▸ RECORDED DATA:
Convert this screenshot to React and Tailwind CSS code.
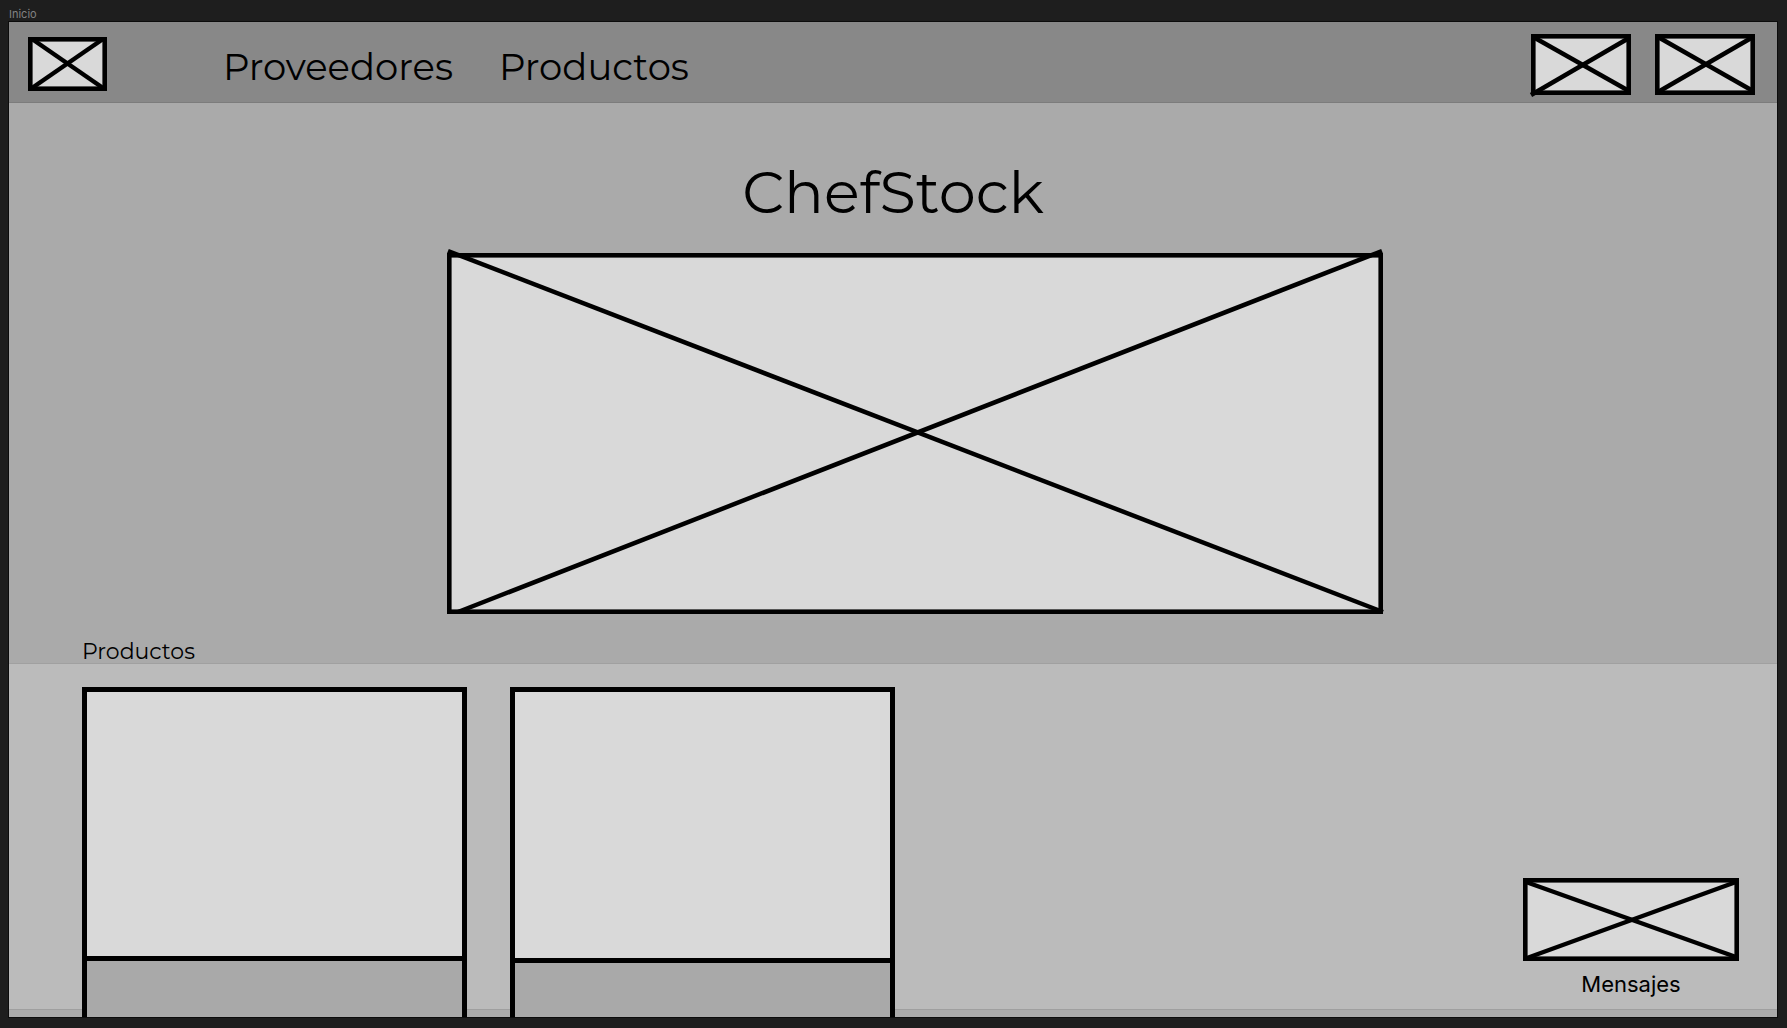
function Placeholder({ className, width, height, lines, stroke = 5 }) {
  return (
    <svg
      viewBox={`0 0 ${width} ${height}`}
      className={`block overflow-visible ${className}`}
      fill="none"
      stroke="#000"
      aria-hidden="true"
    >
      <rect
        x={stroke / 2}
        y={stroke / 2}
        width={width - stroke}
        height={height - stroke}
        fill="#d9d9d9"
        strokeWidth={stroke}
      />
      {lines.map(([x1, y1, x2, y2]) => (
        <line key={`${x1}-${y1}`} x1={x1} y1={y1} x2={x2} y2={y2} strokeWidth="4.5" />
      ))}
    </svg>
  );
}

function ProductCard({ imageClass }) {
  return (
    <article className="flex h-[330px] w-[385px] flex-col border-[5px] border-b-0 border-black bg-[#a9a9a9]">
      <div className={`border-b-[5px] border-black bg-[#d9d9d9] ${imageClass}`} />
    </article>
  );
}

export default function App() {
  return (
    <div className="min-h-screen bg-[#1e1e1e] pr-[10px] pb-[11px] pl-[9px] font-['Montserrat','Inter',sans-serif] text-black">
      <p className="h-[22px] pt-[6px] font-['Inter',sans-serif] text-[11px] leading-4 text-[#828282]">
        Inicio
      </p>
      <div className="bg-[#aaaaaa] shadow-[0_0_0_1px_#0c0c0c]">
        <header className="flex h-[81px] items-start border-b border-[#7c7c7c] bg-[#888888] pr-[22px] pl-[19px]">
          <a href="#inicio" aria-label="Inicio" className="mt-[15px]">
            <Placeholder
              className="w-[79px]"
              width={79}
              height={54}
              stroke={4.6}
              lines={[
                [4, 2, 75, 51],
                [4, 51, 75, 2],
              ]}
            />
          </a>
          <nav className="mt-5 ml-[116px] flex gap-[46px] text-[37px] leading-[50px]">
            <a href="#proveedores">Proveedores</a>
            <a href="#productos">Productos</a>
          </nav>
          <div className="mt-3 ml-auto flex gap-6">
            <button type="button" aria-label="Carrito">
              <Placeholder
                className="w-[100px]"
                width={100}
                height={61}
                stroke={4.6}
                lines={[
                  [4, 4, 98, 57],
                  [0, 61, 98, 4],
                ]}
              />
            </button>
            <button type="button" aria-label="Perfil">
              <Placeholder
                className="w-[100px]"
                width={100}
                height={61}
                stroke={4.6}
                lines={[
                  [3, 3, 98, 57],
                  [3, 58, 98, 3],
                ]}
              />
            </button>
          </div>
        </header>

        <main>
          <section className="flex h-[560px] flex-col items-center">
            <h1 className="mt-[51px] text-[59px] leading-[76px]">ChefStock</h1>
            <div className="mt-[23px] pl-11">
              <Placeholder
                className="w-[936px]"
                width={936}
                height={361}
                stroke={4.6}
                lines={[
                  [1, -2, 936, 359],
                  [11, 359, 935, -2],
                ]}
              />
            </div>
            <h2 className="mt-auto self-start pl-[73px] text-[22px] leading-[22px]">
              Productos
            </h2>
          </section>

          <section
            id="productos"
            className="flex justify-between border-t border-[#a0a0a0] bg-[#bbbbbb] pt-[23px] pr-[38px] pl-[73px]"
          >
            <div className="-mb-2 flex gap-[43px]">
              <ProductCard imageClass="h-[269px]" />
              <ProductCard imageClass="h-[271px]" />
            </div>
            <button
              type="button"
              className="mb-[9px] flex flex-col items-center gap-[7px] self-end font-['Inter',sans-serif] text-[22px] leading-8"
            >
              <Placeholder
                className="w-[216px]"
                width={216}
                height={83}
                stroke={4.6}
                lines={[
                  [3, 4, 213, 79],
                  [4, 80, 213, 4],
                ]}
              />
              Mensajes
            </button>
          </section>
          <div className="h-2 border-t border-[#9f9f9f]" />
        </main>
      </div>
    </div>
  );
}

▸ WORK TO COMPLETE:
Repeat the material above in full and unchanged, minus its images.

▸ CORRECT RESPONSE:
Convert this screenshot to React and Tailwind CSS code.
function Placeholder({ className, width, height, lines, stroke = 5 }) {
  return (
    <svg
      viewBox={`0 0 ${width} ${height}`}
      className={`block overflow-visible ${className}`}
      fill="none"
      stroke="#000"
      aria-hidden="true"
    >
      <rect
        x={stroke / 2}
        y={stroke / 2}
        width={width - stroke}
        height={height - stroke}
        fill="#d9d9d9"
        strokeWidth={stroke}
      />
      {lines.map(([x1, y1, x2, y2]) => (
        <line key={`${x1}-${y1}`} x1={x1} y1={y1} x2={x2} y2={y2} strokeWidth="4.5" />
      ))}
    </svg>
  );
}

function ProductCard({ imageClass }) {
  return (
    <article className="flex h-[330px] w-[385px] flex-col border-[5px] border-b-0 border-black bg-[#a9a9a9]">
      <div className={`border-b-[5px] border-black bg-[#d9d9d9] ${imageClass}`} />
    </article>
  );
}

export default function App() {
  return (
    <div className="min-h-screen bg-[#1e1e1e] pr-[10px] pb-[11px] pl-[9px] font-['Montserrat','Inter',sans-serif] text-black">
      <p className="h-[22px] pt-[6px] font-['Inter',sans-serif] text-[11px] leading-4 text-[#828282]">
        Inicio
      </p>
      <div className="bg-[#aaaaaa] shadow-[0_0_0_1px_#0c0c0c]">
        <header className="flex h-[81px] items-start border-b border-[#7c7c7c] bg-[#888888] pr-[22px] pl-[19px]">
          <a href="#inicio" aria-label="Inicio" className="mt-[15px]">
            <Placeholder
              className="w-[79px]"
              width={79}
              height={54}
              stroke={4.6}
              lines={[
                [4, 2, 75, 51],
                [4, 51, 75, 2],
              ]}
            />
          </a>
          <nav className="mt-5 ml-[116px] flex gap-[46px] text-[37px] leading-[50px]">
            <a href="#proveedores">Proveedores</a>
            <a href="#productos">Productos</a>
          </nav>
          <div className="mt-3 ml-auto flex gap-6">
            <button type="button" aria-label="Carrito">
              <Placeholder
                className="w-[100px]"
                width={100}
                height={61}
                stroke={4.6}
                lines={[
                  [4, 4, 98, 57],
                  [0, 61, 98, 4],
                ]}
              />
            </button>
            <button type="button" aria-label="Perfil">
              <Placeholder
                className="w-[100px]"
                width={100}
                height={61}
                stroke={4.6}
                lines={[
                  [3, 3, 98, 57],
                  [3, 58, 98, 3],
                ]}
              />
            </button>
          </div>
        </header>

        <main>
          <section className="flex h-[560px] flex-col items-center">
            <h1 className="mt-[51px] text-[59px] leading-[76px]">ChefStock</h1>
            <div className="mt-[23px] pl-11">
              <Placeholder
                className="w-[936px]"
                width={936}
                height={361}
                stroke={4.6}
                lines={[
                  [1, -2, 936, 359],
                  [11, 359, 935, -2],
                ]}
              />
            </div>
            <h2 className="mt-auto self-start pl-[73px] text-[22px] leading-[22px]">
              Productos
            </h2>
          </section>

          <section
            id="productos"
            className="flex justify-between border-t border-[#a0a0a0] bg-[#bbbbbb] pt-[23px] pr-[38px] pl-[73px]"
          >
            <div className="-mb-2 flex gap-[43px]">
              <ProductCard imageClass="h-[269px]" />
              <ProductCard imageClass="h-[271px]" />
            </div>
            <button
              type="button"
              className="mb-[9px] flex flex-col items-center gap-[7px] self-end font-['Inter',sans-serif] text-[22px] leading-8"
            >
              <Placeholder
                className="w-[216px]"
                width={216}
                height={83}
                stroke={4.6}
                lines={[
                  [3, 4, 213, 79],
                  [4, 80, 213, 4],
                ]}
              />
              Mensajes
            </button>
          </section>
          <div className="h-2 border-t border-[#9f9f9f]" />
        </main>
      </div>
    </div>
  );
}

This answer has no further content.